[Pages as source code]

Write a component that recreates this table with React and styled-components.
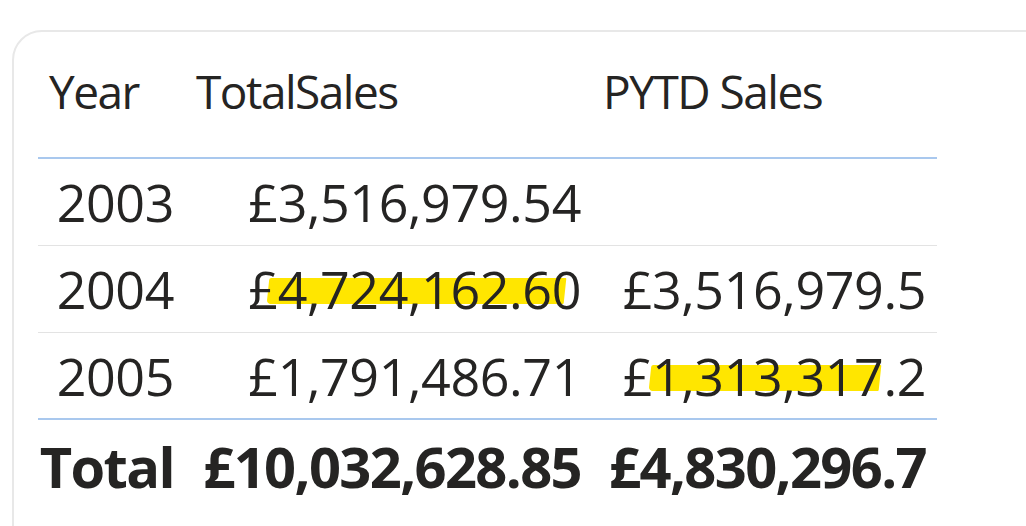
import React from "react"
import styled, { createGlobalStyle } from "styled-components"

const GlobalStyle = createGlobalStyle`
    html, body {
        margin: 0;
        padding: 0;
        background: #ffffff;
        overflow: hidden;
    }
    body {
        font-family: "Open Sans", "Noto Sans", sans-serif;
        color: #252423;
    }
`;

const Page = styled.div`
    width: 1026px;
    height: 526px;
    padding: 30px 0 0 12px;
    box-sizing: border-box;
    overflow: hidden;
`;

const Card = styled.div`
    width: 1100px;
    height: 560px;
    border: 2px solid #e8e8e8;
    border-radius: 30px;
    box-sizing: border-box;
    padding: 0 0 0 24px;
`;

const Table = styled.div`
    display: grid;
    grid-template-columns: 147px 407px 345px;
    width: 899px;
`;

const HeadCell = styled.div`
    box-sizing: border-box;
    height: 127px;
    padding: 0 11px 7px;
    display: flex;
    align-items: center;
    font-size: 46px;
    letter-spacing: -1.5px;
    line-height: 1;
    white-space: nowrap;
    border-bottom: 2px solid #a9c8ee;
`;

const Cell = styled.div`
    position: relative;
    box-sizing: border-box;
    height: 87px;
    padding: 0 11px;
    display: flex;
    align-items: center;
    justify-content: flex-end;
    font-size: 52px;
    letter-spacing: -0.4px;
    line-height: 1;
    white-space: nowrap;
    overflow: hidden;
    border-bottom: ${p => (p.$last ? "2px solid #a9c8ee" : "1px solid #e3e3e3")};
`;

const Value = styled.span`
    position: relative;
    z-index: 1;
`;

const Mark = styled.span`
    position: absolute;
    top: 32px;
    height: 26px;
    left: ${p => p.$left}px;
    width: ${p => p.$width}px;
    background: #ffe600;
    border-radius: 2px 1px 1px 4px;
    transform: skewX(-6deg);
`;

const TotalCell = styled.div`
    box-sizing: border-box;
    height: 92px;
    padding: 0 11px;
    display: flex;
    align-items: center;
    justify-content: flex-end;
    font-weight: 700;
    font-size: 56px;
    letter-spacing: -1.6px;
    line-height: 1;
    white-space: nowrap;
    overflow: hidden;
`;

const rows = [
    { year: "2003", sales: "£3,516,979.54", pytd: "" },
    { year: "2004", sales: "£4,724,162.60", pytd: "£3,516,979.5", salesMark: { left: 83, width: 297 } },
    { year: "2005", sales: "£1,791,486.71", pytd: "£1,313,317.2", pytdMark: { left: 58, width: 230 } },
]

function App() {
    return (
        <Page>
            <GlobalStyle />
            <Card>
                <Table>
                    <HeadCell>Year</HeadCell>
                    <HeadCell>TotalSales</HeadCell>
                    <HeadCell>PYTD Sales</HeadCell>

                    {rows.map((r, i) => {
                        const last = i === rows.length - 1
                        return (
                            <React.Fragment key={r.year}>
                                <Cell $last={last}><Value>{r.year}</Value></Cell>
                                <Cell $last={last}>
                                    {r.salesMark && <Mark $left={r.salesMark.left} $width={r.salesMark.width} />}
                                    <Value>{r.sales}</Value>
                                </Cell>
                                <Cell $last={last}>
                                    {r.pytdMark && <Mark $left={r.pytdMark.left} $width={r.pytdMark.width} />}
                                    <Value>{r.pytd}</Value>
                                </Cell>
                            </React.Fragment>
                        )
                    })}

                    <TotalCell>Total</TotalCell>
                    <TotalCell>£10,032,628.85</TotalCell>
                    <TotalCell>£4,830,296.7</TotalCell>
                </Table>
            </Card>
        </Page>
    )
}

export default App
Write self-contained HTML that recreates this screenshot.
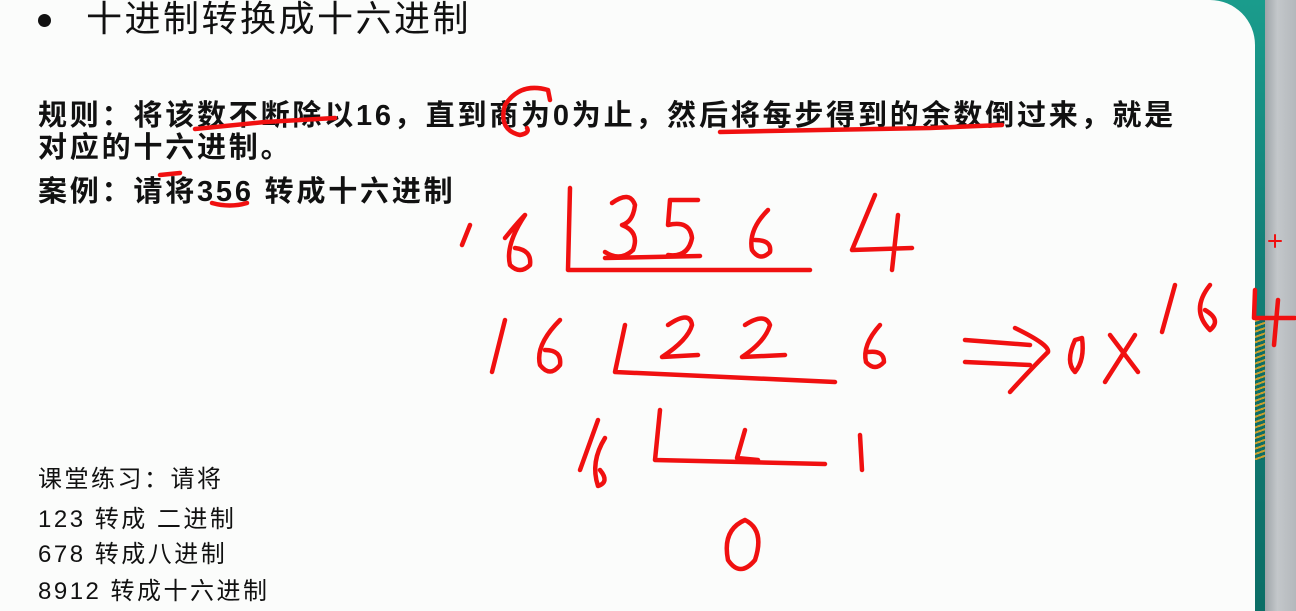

◆ **Given request**: The pictures should not be reproduced; quote all of the other material exactly.

◆ **Task answer**:
Write a component that recreates this table with React and styled-components.
import React from "react"
import styled, { createGlobalStyle } from "styled-components"

const GlobalStyle = createGlobalStyle`
    html, body {
        margin: 0;
        padding: 0;
        background: #ffffff;
        overflow: hidden;
    }
    body {
        font-family: "Open Sans", "Noto Sans", sans-serif;
        color: #252423;
    }
`;

const Page = styled.div`
    width: 1026px;
    height: 526px;
    padding: 30px 0 0 12px;
    box-sizing: border-box;
    overflow: hidden;
`;

const Card = styled.div`
    width: 1100px;
    height: 560px;
    border: 2px solid #e8e8e8;
    border-radius: 30px;
    box-sizing: border-box;
    padding: 0 0 0 24px;
`;

const Table = styled.div`
    display: grid;
    grid-template-columns: 147px 407px 345px;
    width: 899px;
`;

const HeadCell = styled.div`
    box-sizing: border-box;
    height: 127px;
    padding: 0 11px 7px;
    display: flex;
    align-items: center;
    font-size: 46px;
    letter-spacing: -1.5px;
    line-height: 1;
    white-space: nowrap;
    border-bottom: 2px solid #a9c8ee;
`;

const Cell = styled.div`
    position: relative;
    box-sizing: border-box;
    height: 87px;
    padding: 0 11px;
    display: flex;
    align-items: center;
    justify-content: flex-end;
    font-size: 52px;
    letter-spacing: -0.4px;
    line-height: 1;
    white-space: nowrap;
    overflow: hidden;
    border-bottom: ${p => (p.$last ? "2px solid #a9c8ee" : "1px solid #e3e3e3")};
`;

const Value = styled.span`
    position: relative;
    z-index: 1;
`;

const Mark = styled.span`
    position: absolute;
    top: 32px;
    height: 26px;
    left: ${p => p.$left}px;
    width: ${p => p.$width}px;
    background: #ffe600;
    border-radius: 2px 1px 1px 4px;
    transform: skewX(-6deg);
`;

const TotalCell = styled.div`
    box-sizing: border-box;
    height: 92px;
    padding: 0 11px;
    display: flex;
    align-items: center;
    justify-content: flex-end;
    font-weight: 700;
    font-size: 56px;
    letter-spacing: -1.6px;
    line-height: 1;
    white-space: nowrap;
    overflow: hidden;
`;

const rows = [
    { year: "2003", sales: "£3,516,979.54", pytd: "" },
    { year: "2004", sales: "£4,724,162.60", pytd: "£3,516,979.5", salesMark: { left: 83, width: 297 } },
    { year: "2005", sales: "£1,791,486.71", pytd: "£1,313,317.2", pytdMark: { left: 58, width: 230 } },
]

function App() {
    return (
        <Page>
            <GlobalStyle />
            <Card>
                <Table>
                    <HeadCell>Year</HeadCell>
                    <HeadCell>TotalSales</HeadCell>
                    <HeadCell>PYTD Sales</HeadCell>

                    {rows.map((r, i) => {
                        const last = i === rows.length - 1
                        return (
                            <React.Fragment key={r.year}>
                                <Cell $last={last}><Value>{r.year}</Value></Cell>
                                <Cell $last={last}>
                                    {r.salesMark && <Mark $left={r.salesMark.left} $width={r.salesMark.width} />}
                                    <Value>{r.sales}</Value>
                                </Cell>
                                <Cell $last={last}>
                                    {r.pytdMark && <Mark $left={r.pytdMark.left} $width={r.pytdMark.width} />}
                                    <Value>{r.pytd}</Value>
                                </Cell>
                            </React.Fragment>
                        )
                    })}

                    <TotalCell>Total</TotalCell>
                    <TotalCell>£10,032,628.85</TotalCell>
                    <TotalCell>£4,830,296.7</TotalCell>
                </Table>
            </Card>
        </Page>
    )
}

export default App
Write self-contained HTML that recreates this screenshot.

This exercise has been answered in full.